Tom Cruise stars once again as Hunt, his celebrity smile somehow always showing even when the scene doesn't require it. Other members of his team include Paula Patton as the requisite tough beauty, Simon Pegg as the comic relief computer nerd, and Jeremy Renner as a dull analyst who gets sucked into the action.
It's a lightweight team, with two members who are rookies, one who's rusty, and two who spend most of the time beating themselves up over past failures. I think there should be at least one member who looks somewhat dangerous. It's a shame previous cast member Ving Rhames pretty much sits this one out, he would have worked well as a fifth member or as a better choice than Pegg for a fourth.
The plot is some mumbo-jumbo with Russian nuclear launch codes. The team first has to break Ethan out of a Russian prison, then they undertake a mission in the Kremlin which gets botched.

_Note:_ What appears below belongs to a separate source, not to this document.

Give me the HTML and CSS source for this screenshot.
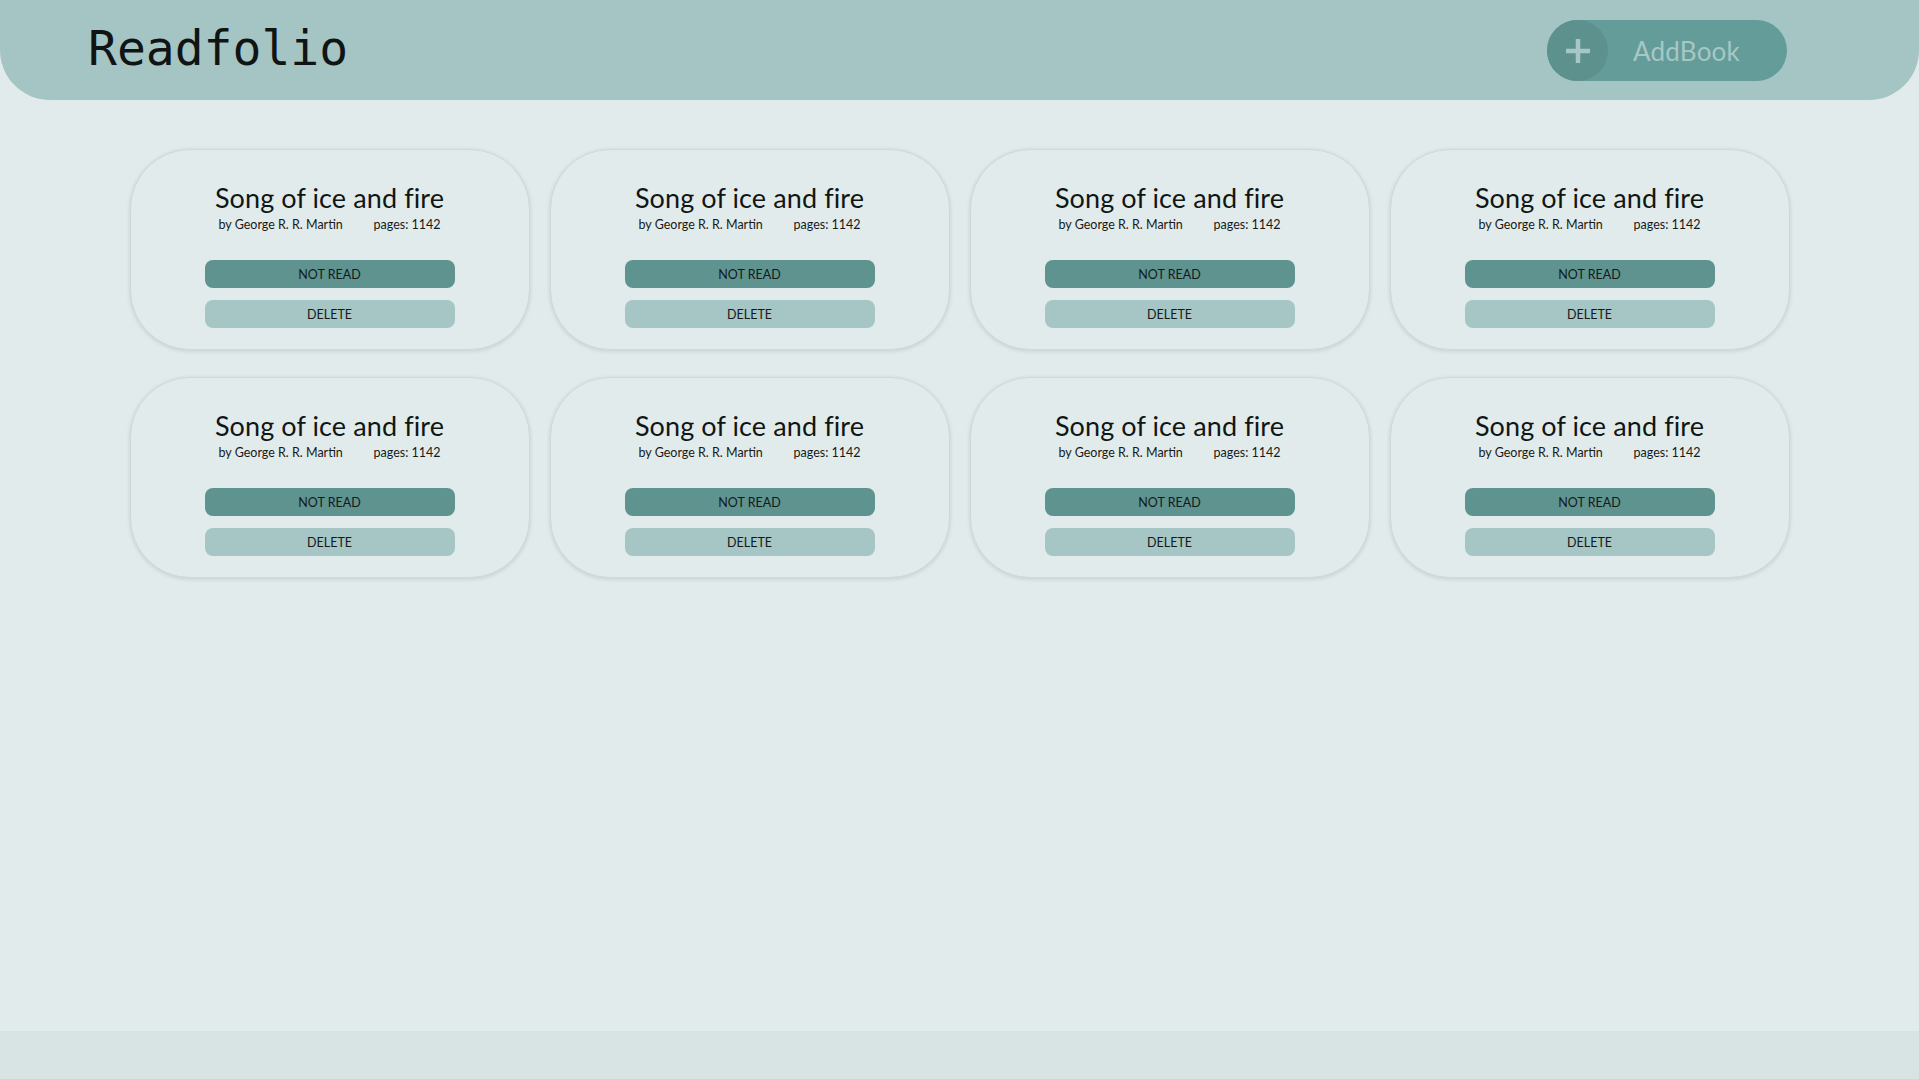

The team is disavowed (just as Ethan's overseers are always threatening to do) and they have to carry out the rest of their mission with only a traincar full of supplies. It would have been a more interesting challenge if they didn't have an entire traincar, but they need to keep all the spy toys somewhere. Then they have to manipulate some bad guys in the world's tallest building and then get vital information from the host of a fancy party. It's practically a requirement with spy movies that the characters go undercover at a fancy party.
The scenes at the Kremlin and the high-rise are the film's strong points. At the Kremlin the team uses a hologram to sneak down a hallway in an impressive sequence. The tower sees a tense series of negotiations, a super-sexy catfight, and Ethan having to climb the side of the building twice, once using adhesive gloves of dubious functionality and again improvising with a poorly chosen rope. I hate heights, but I love those scenes.
The film's weak points are its predictable second half and its poor choice of villain (Michael Nyqvist), probably the most uninspired antagonist of the year. The climactic fight scene in one of those car vending machines is sort of a draw, the action isn't terribly original, but it gets points for its unique location.
"Mission Impossible: Ghost Protocol" goes along quite nicely for a while, but loses its way after the tower scene. Director Brad Bird is best known for animated work, which perhaps explain why the film has impressive visual sequences but is lacking in its script. It's an agreeable enough action movie, some decent eye candy for the holiday season. I still don't have the same loyalty to the "Mission Impossible" franchise that I do for James Bond, and because of that I see "Ghost Protocol" as little more than a warm-up for next year's "Skyfall."
Two and a Half Stars out of Five
"Mission Impossible: Ghost Protocol" is rated PG-13 for sequences of intense action and violence. Its running time is 133 minutes.